Alors en attendant, il faut déployer des trésors d’inventivité pour rendre le quotidien supportable. Chaque mètre carré est optimisé. Les couvertures et les draps sont repliés dans un coin, les habits sont entassés dans des sacs, les matelas sont superposés et le linge qui sert moins souvent, est rangé dans un faux plafond.
Dans un angle de la chambre, se trouve un lavabo qui sert aussi bien pour la toilette que pour la vaisselle. Et une douche décatie permet à chacun de se laver tour à tour. « Mais elle cause des infiltrations d’eau, ce qui fâche beaucoup notre voisin », explique Farida.
« On dort deux par matelas »
Chaque soir, la famille sort les trois matelas pour la nuit. « on dort à deux par matelas, donc on ne peut pas trop bouger », explique Anis, 12 ans. L’unique fenêtre de la chambre ne fermant pas correctement, elle est entourée de papier adhésif qui sert d’isolant. « Les deux petits ont tout le temps le nez qui coule, à cause de l’humidité en hiver », commente Farida.
L’été, c’est l’inverse.
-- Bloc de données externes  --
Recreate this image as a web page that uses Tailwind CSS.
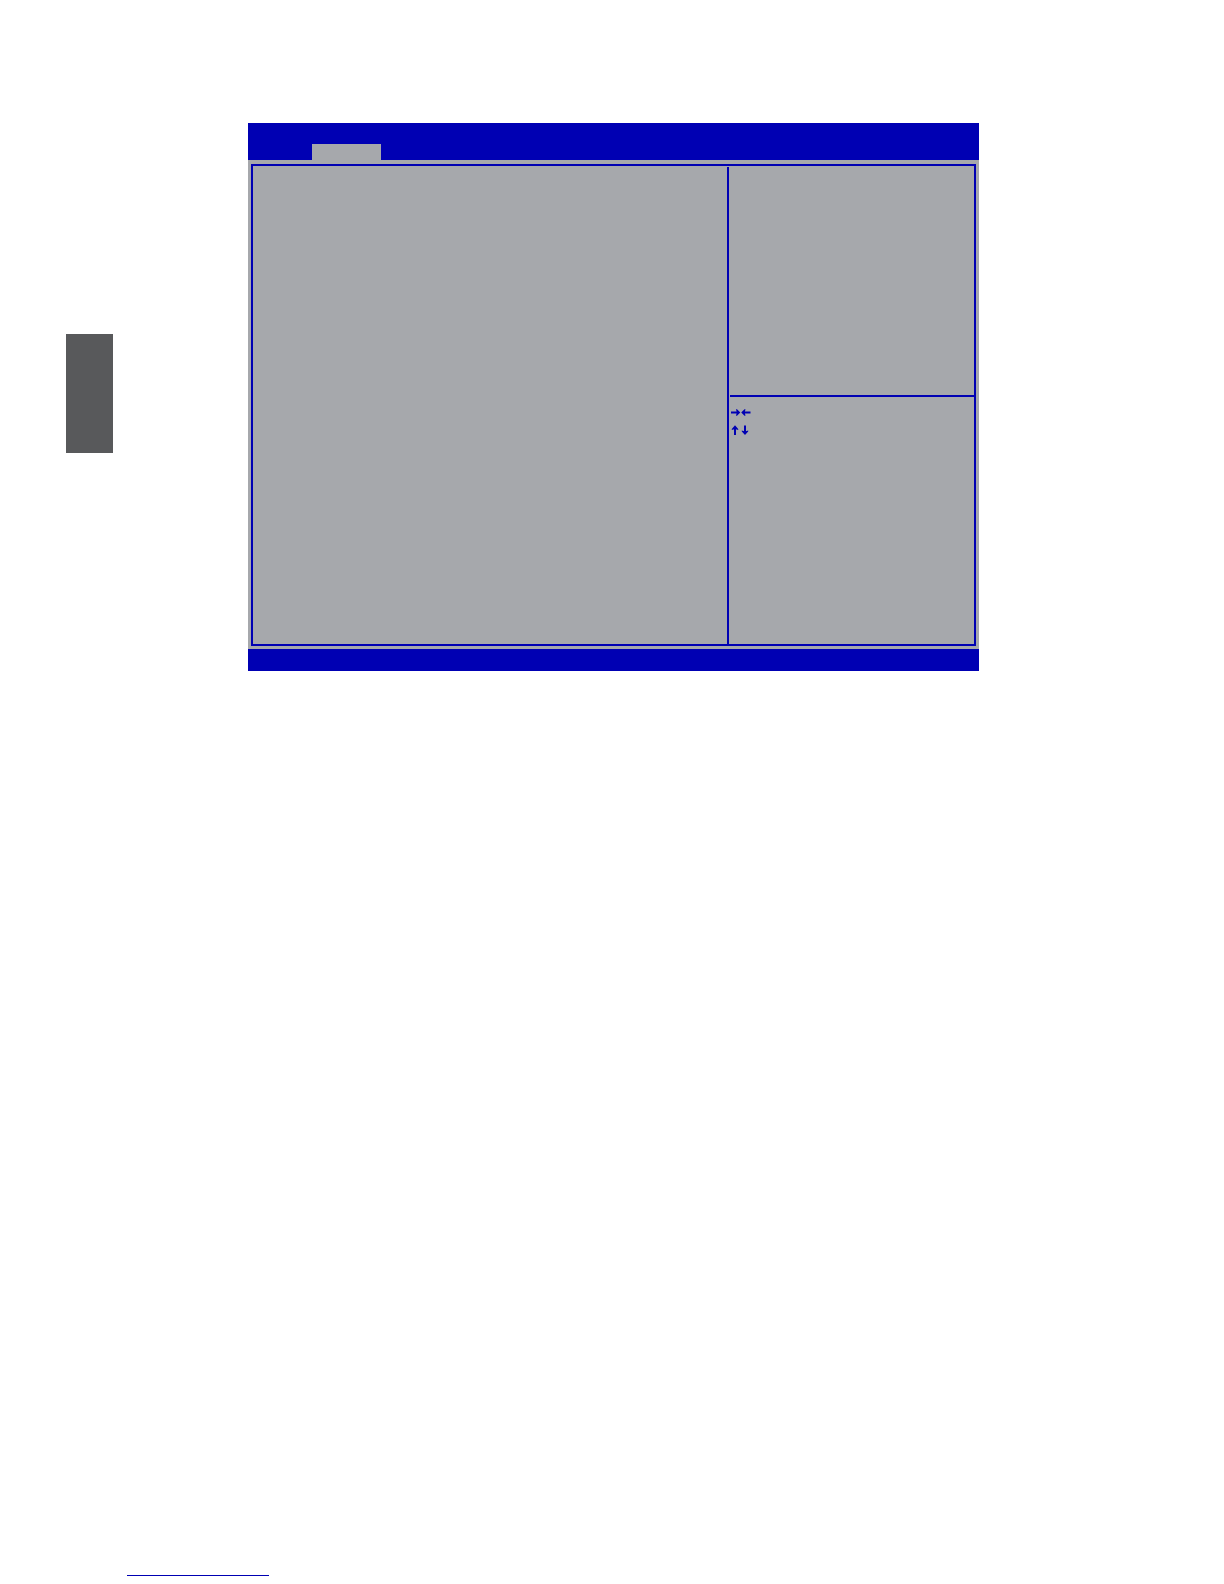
<!DOCTYPE html>
<html lang="en">
  <head>
    <meta charset="UTF-8" />
    <meta name="viewport" content="width=device-width, initial-scale=1" />
    <title>BIOS Setup</title>
    <script src="https://cdn.jsdelivr.net/npm/@tailwindcss/browser@4"></script>
  </head>
  <body class="bg-white font-sans min-h-screen flex flex-col">

    <main class="flex items-start pt-[123px] pl-[66px] pr-[245px]">

      <!-- Chapter marker -->
      <aside class="w-[47px] h-[119px] mt-[211px] shrink-0 bg-[#58595b]"></aside>

      <!-- Setup screen -->
      <section class="flex-1 ml-[135px] bg-[#a6a8ac]">

        <!-- Menu bar -->
        <nav class="h-[37px] pl-16 flex items-end bg-[#0000b3]">
          <button type="button" aria-label="Selected menu" class="w-[69px] h-4 bg-[#a6a8ac]"></button>
        </nav>

        <!-- Frame -->
        <div class="mx-[3px] mt-1 mb-[3px] min-h-[482px] flex border-2 border-[#0000b3]">
          <div class="flex-1"></div>
          <div class="w-[247px] mt-px border-l-2 border-[#0000b3] flex flex-col">
            <div class="h-[228px]"></div>
            <div class="h-[2px] ml-px bg-[#0000b3]"></div>

            <!-- Key legend -->
            <div class="pt-[6px] pl-[2px]">
              <div class="h-[18px] flex items-center">
                <svg class="w-5 h-[10px]" viewBox="0 0 20 10" fill="none" stroke="#0000b3" stroke-width="2">
                  <path d="M0 5.5H7M19.5 5.5H12.5" />
                  <path d="M5 2.2H6L9.3 5.5L6 8.8H5L5.8 5.5ZM14.5 2.2H13.5L10.2 5.5L13.5 8.8H14.5L13.7 5.5Z" fill="#0000b3" stroke="none" />
                </svg>
              </div>
              <div class="h-[18px] flex items-center">
                <svg class="w-5 h-[10px]" viewBox="0 0 20 10" fill="none" stroke="#0000b3" stroke-width="2">
                  <path d="M4 10V3M14 0.5V7" />
                  <path d="M0.8 5V4L4 0.3L7.2 4V5L4 4ZM10.8 5.5V6.5L14 10L17.2 6.5V5.5L14 6.5Z" fill="#0000b3" stroke="none" />
                </svg>
              </div>
            </div>
          </div>
        </div>

        <!-- Status bar -->
        <div class="h-[22px] bg-[#0000b3]"></div>
      </section>
    </main>

    <footer class="mt-auto pb-2 pl-[127px] flex">
      <a href="#" aria-label="Website" class="w-[142px] h-4 border-b border-[#0000b3]"></a>
    </footer>

  </body>
</html>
La chambre se transforme en vraie fournaise. « On laisse la porte ouverte, même s’il y a des souris dans le couloir », explique Farida. La mère de famille redoute aussi que les punaises, qui circulent dans l’appartement. « J’ai surtout peur pour mon bébé », indique-t-elle.
Et pas question pour les membres de la famille d’avoir des rythmes différents : « A 6h30, tout le monde est debout pour pouvoir faire de la place », indique Farida. Pour préparer les repas, la famille dispose d’un minuscule four et d’une plaque chauffante. Mais l’électricité n’étant pas aux normes, le risque d’accident plane. Les repas sont pris par terre, rapidement.
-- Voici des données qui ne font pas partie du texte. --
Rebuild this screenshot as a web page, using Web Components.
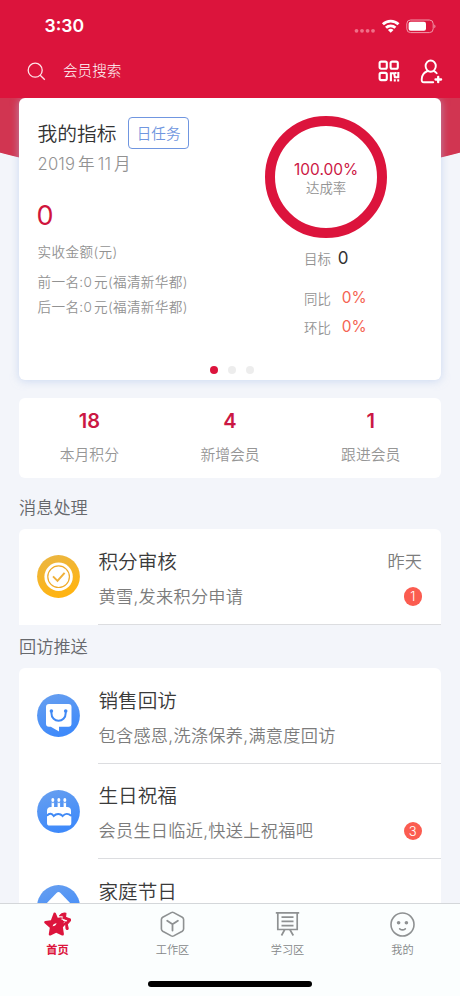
<!DOCTYPE html>
<html lang="zh-CN">
<head>
<meta charset="utf-8">
<title>会员首页</title>
<style>
html,body{margin:0;padding:0}
body{width:460px;height:996px;overflow:hidden;background:#f3f5fa;font-family:Inter,"Noto Sans CJK SC",sans-serif;font-weight:350}
</style>
</head>
<body>
<member-app></member-app>
<script>
const define = (name, html, setup) => customElements.define(name, class extends HTMLElement {
  connectedCallback() {
    if (this.shadowRoot) return;
    const root = this.attachShadow({ mode: 'open' });
    root.innerHTML = '<style>*{box-sizing:border-box}:host{display:block;box-sizing:border-box}</style>' + html;
    if (setup) setup(root, this);
  }
});

define('status-bar', `<style>
:host{height:50px;padding:1px 24px 0 44.5px;display:flex;align-items:center;justify-content:space-between;color:#fff}
b{font-size:17.6px;line-height:20px;font-weight:600}
svg{display:block;width:82px;height:16px}
</style><b>3:30</b>
<svg viewBox="354 17 82 16">
<g fill="#ef7088"><circle cx="356.5" cy="29.8" r="1.9"/><circle cx="362" cy="29.8" r="1.9"/><circle cx="367.6" cy="29.8" r="1.9"/><circle cx="373" cy="29.8" r="1.9"/></g>
<g fill="none" stroke="#fff" stroke-width="2.8"><path d="M382.9 23.3a11.1 11.1 0 0 1 15.6 0"/><path d="M386 26.8a6.7 6.7 0 0 1 9.4 0"/></g>
<path d="M387.9 29a4 4 0 0 1 5.6 0l-2.8 2.8z" fill="#fff"/>
<rect x="406.8" y="19" width="26.4" height="12.6" rx="3.8" fill="none" stroke="#f09aab"/>
<rect x="408.6" y="20.8" width="17.4" height="9" rx="2" fill="#fff"/><path d="M434.3 23.4c1.6.6 1.6 3.2 0 3.8z" fill="#f09aab"/>
</svg>`);

define('search-bar', `<style>
:host{height:48px;display:flex;align-items:center;padding:0 17px 6px 27px;color:#fff}
span{font-size:14.6px;line-height:20px;margin-left:17px;flex:1;font-weight:300}
svg{display:block;flex:none}.qr{margin-right:20px}
</style>
<svg width="19" height="19" viewBox="0 0 19 19" fill="none" stroke="#ffe3e8" stroke-width="1.3"><circle cx="8.2" cy="8.2" r="7"/><path d="M13.2 13.2l4.6 4.6"/></svg>
<span>会员搜索</span>
<svg class="qr" width="22" height="22" viewBox="0 0 22 22" fill="none" stroke="#fff" stroke-width="2.1"><rect x="1.6" y="1.6" width="7.2" height="7.2" rx="1.5"/><rect x="12.6" y="1.6" width="7.2" height="7.2" rx="1.5"/><rect x="1.6" y="12.9" width="7.2" height="7.2" rx="1.5"/><path d="M12.9 21.200v-7.900h3.200l.8 3.900h3.400v-5.200M17 13h1.600M15.800 20.400h2M19.200 20.400h2"/></svg>
<svg width="23" height="25" viewBox="0 0 23 25" fill="none" stroke="#fff" stroke-width="1.9" stroke-linecap="round" stroke-linejoin="round"><ellipse cx="10.7" cy="7.1" rx="5.1" ry="5.6"/><path d="M7.6 12C4 13.3 1.8 16.8 1.7 20.4c-.1 2.1.6 2.8 2.2 2.8h9.3M13.9 12.1c1.3.5 2.2 1.3 2.8 2.1"/><path d="M18.2 17.8v5.4M15.5 20.5h5.6" stroke-width="2.3"/></svg>`);

define('rate-ring', `<style>
:host{width:122px;height:122px;margin:0 0 0 .2px;border:10.3px solid #dc143c;border-radius:50%;display:flex;flex-direction:column;align-items:center;padding-top:34px}
b{font-weight:400;font-size:15.5px;line-height:20px;color:#cc1744}span{font-size:13.4px;line-height:16px;color:#949494}
</style><b><slot></slot></b><span>达成率</span>`);

define('metric-card', `<style>
:host{height:282px;border-radius:6px;background:#fff;box-shadow:0 1px 8px rgba(176,198,235,.6);padding:15px 19px 0 18.5px;display:grid;grid-template-columns:1fr 157px;grid-template-rows:250px 14px;color:#929292;font-size:13.6px;position:relative}
.title{display:flex;align-items:center;height:40px}
h2{margin:0;font-size:19.8px;line-height:28px;color:#333;font-weight:350;padding-top:1px}
.tag{margin-left:11.5px;width:61px;height:32px;border:1.4px solid #7096e0;border-radius:4px;color:#7096e0;font-size:14.6px;line-height:32px;text-align:center}
p{margin:0;line-height:20px;white-space:nowrap}
.date{font-size:16.6px;line-height:22px;letter-spacing:.2px;word-spacing:-2px}
.zero{font-size:27px;line-height:36px;color:#d0143c;margin-top:23px;font-weight:400;margin-left:-1px}
.l1{margin-top:8px;letter-spacing:.4px}.l2{margin-top:9.5px}.l3{margin-top:5.5px}
.l2,.l3{letter-spacing:.35px;word-spacing:-2.5px}
.right{padding-top:2.5px}
.row{display:flex;align-items:center;height:20px;padding-left:39px;font-size:13.4px}
.row b{font-weight:400;font-size:15.4px;color:#f56352;margin-left:11px}
.goal{margin-top:10px}.row.goal b{font-size:17px;color:#333;margin-left:7px}
.dots{grid-column:1/3;display:flex;gap:10px;justify-content:center;align-items:center;padding-left:5px}
i{width:8px;height:8px;border-radius:50%;background:#ededed}i:first-child{background:#dc143c}
</style>
<div><div class="title"><h2>我的指标</h2><div class="tag">日任务</div></div>
<p class="date">2019 年 11 月</p><p class="zero">0</p>
<p class="l1">实收金额(元)</p><p class="l2">前一名:0 元(福清新华都)</p><p class="l3">后一名:0 元(福清新华都)</p></div>
<div class="right"><rate-ring>100.00%</rate-ring>
<div class="row goal">目标<b>0</b></div><div class="row" style="margin-top:20px">同比<b>0%</b></div><div class="row" style="margin-top:9px">环比<b>0%</b></div></div>
<div class="dots"><i></i><i></i><i></i></div>`);

define('stat-item', `<style>
:host{flex:1;text-align:center;padding-top:12px}
b{display:block;font-size:20px;line-height:22px;font-weight:600;color:#cb1743}
span{display:block;font-size:14.8px;line-height:22px;margin-top:12px;color:#969696}
</style><b></b><span><slot></slot></span>`, (r, h) => { r.querySelector('b').textContent = h.getAttribute('value'); });

define('stat-card', `<style>:host{display:flex;height:80px;margin-top:18px;background:#fff;border-radius:6px}</style><slot></slot>`);

define('section-title', `<style>:host{font-size:17.2px;line-height:24px;color:#66686c}</style><slot></slot>`);

const disc = (a, b, body) => `<svg width="43" height="43" viewBox="0 0 43 43"><defs><linearGradient id="g" x1="0" y1="0" x2=".35" y2="1"><stop stop-color="${a}"/><stop offset="1" stop-color="${b}"/></linearGradient></defs><circle cx="21.5" cy="21.5" r="21.4" fill="url(#g)"/>${body}</svg>`;
const icons = {
  check: disc('#e9b646', '#ffb412', '<circle cx="21.6" cy="21.7" r="14.2" fill="#fff"/><circle cx="21.6" cy="21.7" r="10.8" fill="none" stroke="#efaa28" stroke-width="1.2"/><path d="M16 21.4l4.5 4.5 7.1-8" fill="none" stroke="#efb03a" stroke-width="2"/>'),
  bag: disc('#69a0ef', '#3f8afa', '<path d="M12 10h19.5q3 0 3 3v16.7q0 3-3 3H22v4.7l-8.2-4.7H12q-3 0-3-3V13q0-3 3-3z" fill="#fff"/><path d="M14.4 17.3v1.6c0 10.4 14.3 10.4 14.3 0v-1.6" fill="none" stroke="#4089f5" stroke-width="2"/><circle cx="14.4" cy="17" r="1.8" fill="#4089f5"/><circle cx="28.7" cy="17" r="1.8" fill="#4089f5"/>'),
  cake: disc('#69a0ef', '#3f8afa', '<g fill="#fff"><path d="M10 25v-4q0-4 4-4h16q4 0 4 4v4z"/><path d="M10 26.4c2.2-3 5-2.4 6.7.2 2.5-2.6 6.5-2.6 9 0 2.2-2.6 5.4-3 8.6-.2V33q0 2.6-2.6 2.6H12.6Q10 35.600 10 33z"/><path d="M14.600 12h2.500v5h-2.500zm6 0h2.500v5h-2.500zm6 0h2.500v5h-2.500z"/><ellipse cx="15.800" cy="10" rx="1.500" ry="2"/><ellipse cx="21.800" cy="10" rx="1.500" ry="2"/><ellipse cx="27.800" cy="10" rx="1.500" ry="2"/></g><path d="M10 25.800c2.200-3 5-2.400 6.700.2 2.500-2.600 6.500-2.600 9 0 2.200-2.600 5.400-3 8.600-.2" fill="none" stroke="#4089f5" stroke-width="1.900"/><path d="M14.400 12.600h3m3 0h3m3 0h3" stroke="#5a97f2" stroke-width=".9"/>'),
  house: disc('#69a0ef', '#3f8afa', '<path d="M7.500 20.500L19.500 8q2-2 4 0l12 12.500v8h-28z" fill="#fff"/><path d="M16 19.500h4m3 0h4" stroke="#9aa6bd" stroke-width="3"/>')
};

define('task-row', `<style>
:host{display:flex;height:95.5px;padding-left:18px}
.ic{padding-top:26px;width:61px;flex:none}svg{display:block}
.body{flex:1;border-bottom:1px solid #dcdde0;padding:20.500px 19px 0 .5px;display:grid;grid-template-columns:1fr auto;grid-template-rows:24px 24px;row-gap:11px;align-items:center}
h3{margin:0;font-size:19.600px;line-height:24px;font-weight:350;color:#3a3a3a}
p{margin:0;font-size:17.200px;line-height:24px;color:#7c7c7c;white-space:nowrap;letter-spacing:.27px}
time{font-size:17.200px;line-height:24px;color:#7c7c7c}
.badge{justify-self:end;width:18.500px;height:18.500px;border-radius:50%;background:#fb5c50;color:#fff;font-size:13px;line-height:18.500px;text-align:center}
</style><div class="ic"></div><div class="body"><h3></h3><time></time><p></p></div>`, (r, h) => {
  const g = n => h.getAttribute(n) || '';
  r.querySelector('.ic').innerHTML = icons[g('icon')];
  r.querySelector('h3').textContent = g('heading');
  r.querySelector('time').textContent = g('when');
  r.querySelector('p').textContent = g('detail');
  if (g('count')) {
    const b = document.createElement('span');
    b.className = 'badge'; b.textContent = g('count');
    r.querySelector('.body').append(b);
  }
});
define('task-list', `<style>:host{background:#fff;border-radius:6px 6px 0 0}</style><slot></slot>`);

const tabs = {
  star: '<g transform="translate(-2.600 -1) scale(1.120 1.080)"><path d="M11 2.600q1.200-.9 1.900.3l1.700 4.300 3.300-.4 1.500 3.200 2.300.4q1.700.7.6 2l-3.100 3.600.9 6.200q0 1.900-1.700 1.300l-5.200-2.500-5 2.600q-1.800.5-1.600-1.300l.9-5.800-4.600-4.300q-1.200-1.500.6-2l5-.7z" fill="#dc143c"/><path d="M16.200 5.300c1.700-2.300 3.600-3 5.700-2.300l-.4 3.800 4.200 1.500c1 .6.600 1.200-.1 2l-2.500 2.900.8 3.800c-.1 1.300-1.500 1.300-1.900.2l-.3-4.200 2-3.700-4.400-1.500.3-2.500z" fill="#dc143c" stroke="#dc143c" stroke-width="1" stroke-linejoin="round"/><path d="M17.400 8.200l4.200 1.600-1.600 2.400" fill="none" stroke="#fbfefe" stroke-width=".6"/><path d="M10 15c.6-2 1.800-2.300 3.600-2.700-.6 2-1.700 2.700-3.600 2.700z" fill="#fff"/></g>',
  cube: '<g fill="none" stroke="#8e9192" stroke-width="1.600" stroke-linejoin="round" stroke-linecap="round"><path d="M12.300 1.600q1.200-.6 2.400 0l8.600 4.700q1.300.8 1.300 2.200v9.600q0 1.300-1.300 2.100l-8.600 4.700q-1.200.6-2.400 0l-8.600-4.700q-1.300-.8-1.300-2.100V8.500q0-1.400 1.300-2.200z"/><path d="M8.200 9.800l5.300 3.500 5.400-3.500M13.500 13.300v6.200" stroke-width="1.800"/></g>',
  board: '<g fill="none" stroke="#8e9192" stroke-width="1.700"><path d="M1.800 1.800h23.400M3.800 2v16.500h19.400V2M7.500 6.200h12M7.500 10.400h12M7.500 14.600h12M10.800 18.500l-3.300 6M15.800 18.500l3.500 6"/></g>',
  face: '<circle cx="13.500" cy="13.500" r="11.500" fill="none" stroke="#8e9192" stroke-width="1.600"/><circle cx="9.600" cy="11.800" r="1.800" fill="#8e9192"/><circle cx="17.400" cy="11.800" r="1.800" fill="#8e9192"/><path d="M10.700 17.800c1.800 1.400 3.800 1.400 5.600 0" fill="none" stroke="#8e9192" stroke-width="1.700" stroke-linecap="round"/>'
};
define('tab-item', `<style>
:host{flex:1;display:flex;flex-direction:column;align-items:center;padding-top:7px;font-size:11.200px;color:#858889;font-weight:350}
:host([active]){color:#dc143c;font-weight:600}
svg{display:block}span{line-height:16px;margin-top:4px}
</style><svg width="27" height="27" viewBox="0 0 27 27"></svg><span><slot></slot></span>`, (r, h) => { r.querySelector('svg').innerHTML = tabs[h.getAttribute('icon')]; });
define('tab-bar', `<style>
:host{height:93px;border-top:1px solid #d4d7da;background:#fbfefe;display:flex;flex-direction:column;flex:none}
nav{display:flex;height:77px}.home{width:164px;height:5.500px;border-radius:3px;background:#000;margin:0 auto}
</style><nav><slot></slot></nav><div class="home"></div>`);

define('member-app', `<style>
:host{display:flex;flex-direction:column;height:996px;width:460px}
header{background:#dc143c;height:98px;flex:none}
main{flex:1;min-height:0;overflow:hidden;padding:0 19px;background:radial-gradient(circle 900px at 230px -815px,#d13551 99.900%,transparent 100%) no-repeat 0 0/460px 90px}
section-title{margin:18px 0 9px}.second{margin:10px 0 9.500px}
</style>
<header><status-bar></status-bar><search-bar></search-bar></header>
<main><metric-card></metric-card>
<stat-card><stat-item value="18">本月积分</stat-item><stat-item value="4">新增会员</stat-item><stat-item value="1">跟进会员</stat-item></stat-card>
<section-title>消息处理</section-title>
<task-list><task-row icon="check" heading="积分审核" detail="黄雪,发来积分申请" when="昨天" count="1"></task-row></task-list>
<section-title class="second">回访推送</section-title>
<task-list><task-row icon="bag" heading="销售回访" detail="包含感恩,洗涤保养,满意度回访"></task-row><task-row icon="cake" heading="生日祝福" detail="会员生日临近,快送上祝福吧" count="3"></task-row><task-row icon="house" heading="家庭节日"></task-row></task-list></main>
<tab-bar><tab-item icon="star" active>首页</tab-item><tab-item icon="cube">工作区</tab-item><tab-item icon="board">学习区</tab-item><tab-item icon="face">我的</tab-item></tab-bar>`);
</script>
</body>
</html>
Une marche d’escalier pour faire les devoirs
Quant aux loisirs, les enfants n’en ont pas beaucoup dans cet habitat de fortune. La télévision tourne tout le temps. Pas question pour les plus petits de sortir de la chambre pour jouer sur le palier : « on ne veut pas voir de problèmes avec les voisins, alors on reste discrets », indique Farida.
Cet après-midi, comme tous les autres, ils sont plutôt calmes, comme s’ils ne voulaient pas ajouter des problèmes à leurs parents. « Moi je sors dès que je peux, heureusement que je joue au foot en club », explique l’aîné de la famille. Pendant les vacances scolaires, les plus petits restent au centre de loisirs.
Et pour faire leurs devoirs, les enfants n’ont qu’une solution : investir le couloir du 6e étage. « C’est là que je m’installe avec mes livres et mes cahiers », décrit Anis, en désignant une marche d’escalier. « Nos résultats scolaires à mon frère et à moi ne sont pas terribles. Et j’ai un peu honte de dire à mes amis comment je vis », confie-t-il en baissant les yeux.
« Mon fils aîné voudrait organiser son anniversaire à la maison comme ses copains, mais on ne sait pas quand ce sera possible », ajoute Farida. A 38 ans, elle souffre d’arthrose à force de dormir par terre. « Mais ce n’est pas ce qu’il y a de pire. Le plus dur pour mon mari et moi, c’est de voir nos enfants si mal », souffle-t-elle, en berçant son bébé debout.